Three weeks - really?
Friday, September 30, 2011
The most interesting part of this week is how reflective I have become over my life, and whether I'm happy with it. It's funny how a decision to take care of my health, has now got me thinking about the rest of my life too.
The last two days have been a bit hard eating wise - tonight I really want to slip into old habits and munch a pizza instead of eating something healthier. It is a bit of a mind game right now - the old habits fighting with the newer ways that I want to live.
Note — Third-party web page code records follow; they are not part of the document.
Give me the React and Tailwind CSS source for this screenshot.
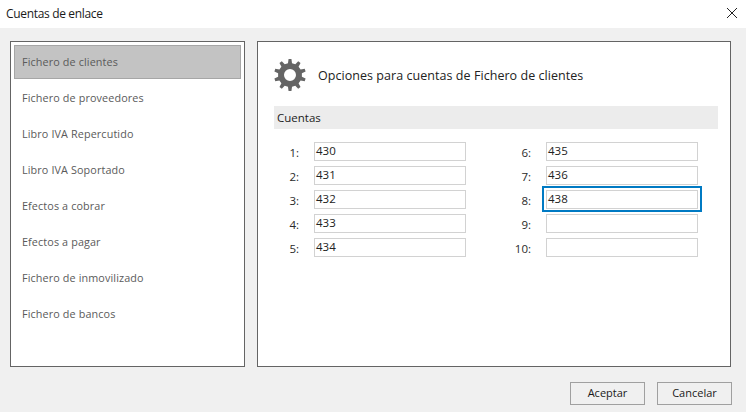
import React from "react";

const font = { fontFamily: '"Open Sans","Noto Sans",sans-serif' };

function gearPath() {
  const n = 10, R = 16, r = 12;
  let d = "";
  for (let i = 0; i < n; i++) {
    const a = (i * 2 * Math.PI) / n - Math.PI / 2;
    const pts = [[-0.17, r], [-0.09, R], [0.09, R], [0.17, r]];
    pts.forEach(([o, rad], j) => {
      const x = 16 + rad * Math.cos(a + o);
      const y = 16 + rad * Math.sin(a + o);
      d += (i === 0 && j === 0 ? "M" : "L") + x.toFixed(2) + " " + y.toFixed(2) + " ";
    });
  }
  d += "Z M22 16 A6 6 0 1 0 10 16 A6 6 0 1 0 22 16 Z";
  return d;
}

const items = [
  "Fichero de clientes",
  "Fichero de proveedores",
  "Libro IVA Repercutido",
  "Libro IVA Soportado",
  "Efectos a cobrar",
  "Efectos a pagar",
  "Fichero de inmovilizado",
  "Fichero de bancos",
];

const col1 = [["1:", "430"], ["2:", "431"], ["3:", "432"], ["4:", "433"], ["5:", "434"]];
const col2 = [["6:", "435"], ["7:", "436"], ["8:", "438", true], ["9:", ""], ["10:", ""]];

function Field({ label, value, focus }) {
  return (
    <div className="flex h-[19px] items-center">
      <span className="w-[25px] pt-[3px] text-right text-[11.5px] text-[#2a2a2a]">{label}</span>
      <div className="relative ml-[15px] h-[19px] w-[152px] border border-[#d2d2d2] bg-white pl-[1px] text-[11.5px] leading-[15px] text-[#222]">
        {value}
        {focus && <div className="absolute -top-[5px] -left-[5px] h-[26px] w-[160px] border-[2px] border-[#007ac3]" />}
      </div>
    </div>
  );
}

export default function App() {
  return (
    <div className="flex h-[412px] w-[746px] flex-col overflow-hidden bg-[#f0f0f0]" style={font}>
      <div className="flex h-[28px] items-center justify-between bg-white pr-[8px] pl-[6px] text-[12px] text-[#1a1a1a]">
        <span className="tracking-[-0.33px]">Cuentas de enlace</span>
        <svg width="12" height="12" viewBox="0 0 12 12" className="mt-[-2px]">
          <path d="M1 1 L11 11 M11 1 L1 11" stroke="#222" strokeWidth="1" fill="none" />
        </svg>
      </div>
      <div className="flex h-[339px] gap-[12px] pt-[13px] pl-[10px]">
        <div className="h-[326px] w-[235px] border border-[#646464] bg-white p-[3px]">
          {items.map((t, i) => (
            <div
              key={t}
              className={
                "mb-[2px] flex h-[34px] w-[227px] items-center pl-[7px] text-[10.8px] tracking-[0.12px] text-[#5a5a5a] " +
                (i === 0 ? "border border-[#a6a6a6] bg-[#c3c3c3]" : "border border-transparent")
              }
            >
              {t}
            </div>
          ))}
        </div>
        <div className="h-[326px] w-[474px] border border-[#646464] bg-white pt-[16px] pl-[16px]">
          <div className="flex h-[34px] items-center">
            <svg width="32" height="32" viewBox="0 0 32 32" className="shrink-0">
              <path d={gearPath()} fill="#656565" fillRule="evenodd" />
            </svg>
            <span className="ml-[12px] pt-[2px] text-[12.5px] tracking-[0.05px] text-[#222]">
              Opciones para cuentas de Fichero de clientes
            </span>
          </div>
          <div className="mt-[14px] flex h-[23px] w-[444px] items-center bg-[#ececec] pl-[3px] text-[11.5px] text-[#222]">
            Cuentas
          </div>
          <div className="mt-[13px] flex gap-[40px]">
            <div className="flex flex-col gap-[5px]">
              {col1.map(([l, v]) => <Field key={l} label={l} value={v} />)}
            </div>
            <div className="flex flex-col gap-[5px]">
              {col2.map(([l, v, f]) => <Field key={l} label={l} value={v} focus={f} />)}
            </div>
          </div>
        </div>
      </div>
      <div className="mt-[15px] flex gap-[12px] pl-[570px]">
        <div className="flex h-[23px] w-[75px] items-center justify-center border border-[#a0a0a0] bg-[#f0f0f0] text-[11px] text-[#1a1a1a]">Aceptar</div>
        <div className="flex h-[23px] w-[75px] items-center justify-center border border-[#a0a0a0] bg-[#f0f0f0] text-[11px] text-[#1a1a1a]">Cancelar</div>
      </div>
    </div>
  );
}
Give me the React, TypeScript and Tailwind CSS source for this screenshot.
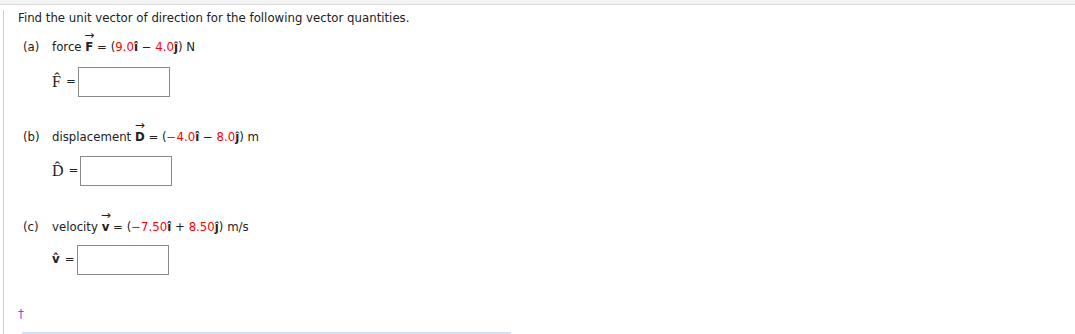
import React from 'react';

const sans = { fontFamily: '"DejaVu Sans", Verdana, sans-serif' };
const serif = { fontFamily: '"Liberation Serif", "Times New Roman", serif' };

function Vec({ ch }: { ch: string }) {
  return (
    <span className="relative inline-block font-bold">
      <span className="absolute left-[-1px] right-[-1px] -top-[10px] text-center text-[12px] font-normal leading-none">→</span>
      {ch}
    </span>
  );
}

const Red = ({ children }: { children: React.ReactNode }) => <span className="text-[#ff0000]">{children}</span>;

function Part({
  tag,
  children,
  label,
  mt,
  boxMt,
}: {
  tag: string;
  children: React.ReactNode;
  label: React.ReactNode;
  mt: string;
  boxMt: string;
}) {
  return (
    <>
      <div className={`flex h-[16px] items-center leading-[16px] pl-[5px] ${mt}`}>
        <span className="w-[29px]">({tag})</span>
        <span className="whitespace-pre">{children}</span>
      </div>
      <div className={`flex items-center pl-[34px] ${boxMt}`}>
        <span className="flex items-center gap-[5px] pr-[2px]">
          {label}
          <span>=</span>
        </span>
        <div className="h-[30px] w-[92px] border border-[#8a8a8a] bg-white" />
      </div>
    </>
  );
}

export default function App() {
  return (
    <div className="w-[1075px] h-[334px] overflow-hidden bg-white text-[11.75px] text-[#222]" style={sans}>
      <div className="h-[5px] bg-[#f4f4f4] border-b border-[#dcdcdc]" />
      <div className="ml-[3px] border-l border-[#cfcfcf] pl-[14px] h-[329px]">
        <div className="h-[16px] leading-[16px] mt-[5px]">
          Find the unit vector of direction for the following vector quantities.
        </div>

        <Part
          tag="a"
          mt="mt-[13px]"
          boxMt="mt-[12px]"
          label={<span className="text-[16px] leading-[16px]" style={serif}>{'F\u0302'}</span>}
        >
          force <Vec ch="F" /> = (<Red>9.0</Red><b>î</b> − <Red>4.0</Red><b>ĵ</b>) N
        </Part>

        <Part
          tag="b"
          mt="mt-[32px]"
          boxMt="mt-[11px]"
          label={<span className="text-[16px] leading-[16px]" style={serif}>{'D\u0302'}</span>}
        >
          displacement <Vec ch="D" /> = (<Red>−4.0</Red><b>î</b> − <Red>8.0</Red><b>ĵ</b>) m
        </Part>

        <Part
          tag="c"
          mt="mt-[33px]"
          boxMt="mt-[10px]"
          label={<span className="font-bold">{'v\u0302'}</span>}
        >
          velocity <Vec ch="v" /> = (<Red>−7.50</Red><b>î</b> + <Red>8.50</Red><b>ĵ</b>) m/s
        </Part>

        <div className="mt-[31px] h-[16px] leading-[16px] text-[#7a4fe0]">†</div>
        <div className="mt-[10px] ml-[4px] h-[2px] w-[489px] bg-[#d6dff7]" />
      </div>
    </div>
  );
}
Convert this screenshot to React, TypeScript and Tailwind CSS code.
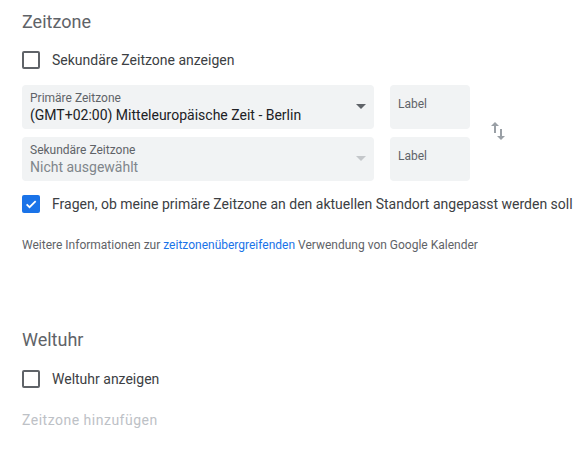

My weight loss has been good the last few weeks - it's the same 3kgs that I have been losing for about three years ago, so I'm used to seeing them leave and come back again. Now I'm working at convincing myself that they are gone - the door is not revolving anymore!! But I'm also a little scared - this is unchartered territory - or at least has been for a few years now. Can I keep it up?
Must mention how comfortable I'm feeling in my own skin though. Feeling a little bit more 'me'. Feeling happier moving around and wanting to make an effort to dress well and look good.
Well, will keep monitoring my calories - it's quite important that I learn to eat right. It's helping me and my husband now (who was on the phone trying to figure out what actually was low calorie in the grocery store!!)
But, I don't want to become a slave to the numbers, especially if they start to stop coming off as easily. I don't want to give up. Something good is happening inside me....and I want to reach my destination now.